Schad, who has served as Houston ISD’s chief information technology officer since 2013, said his department spent a significant amount of time gathering input from a group “made up of about 150 people visioning what our new data ecosystem should look like . Then we went out into the market to see what vendors can could fit into our ecosystem and our vision,” he said.

The SIS is one of four major initiatives underway at HISD, according to Schad. In an exclusive EdScoop interview, Schad highlighted those initiatives, including the district’s “Power Up” plan to put laptops in the hands of every high school student and plans to continue improving infrastructure support for the district’s learning object repository, which currently holds more than 2 million learning objects.

View more of EdScoop’s interviews with innovative school CIOs.

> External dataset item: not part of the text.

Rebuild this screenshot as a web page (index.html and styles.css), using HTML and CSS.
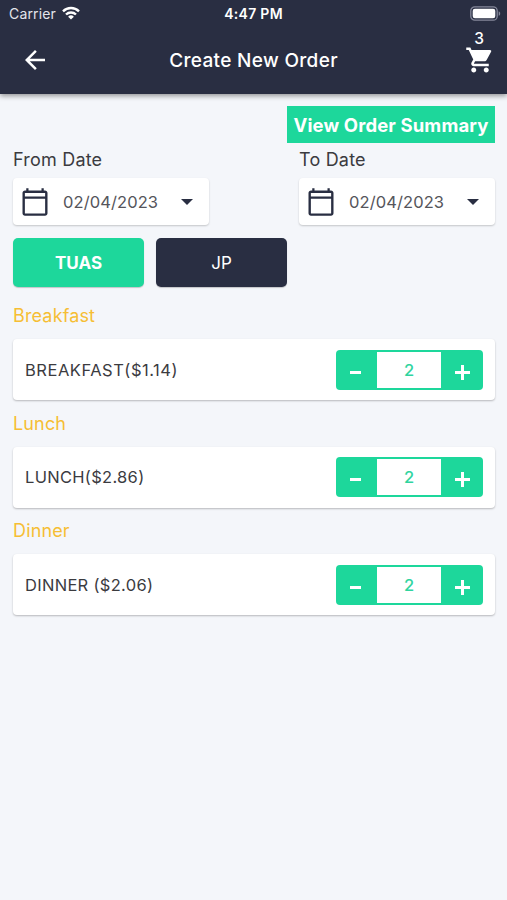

Schad also provided details on the district’s plans to strengthen data privacy, in line with a new toolkit from CoSN to help schools improve data privacy and security. Schad currently serves on CoSN’s board.

And he highlighted the districts’ continuing efforts to move its IT operations to the cloud.

“The days of buying servers and buying memory and SAN computing” are disappearing, he said. “It is very expensive and it’s a cost that never goes away. You’re always adding space and you’re always having to replace hardware,” he said.

Putting infrastructure into the cloud also addresses concerns about disaster recovery — which remains a real issue in flood-prone Houston — and represents millions of dollars in long-term savings, he said.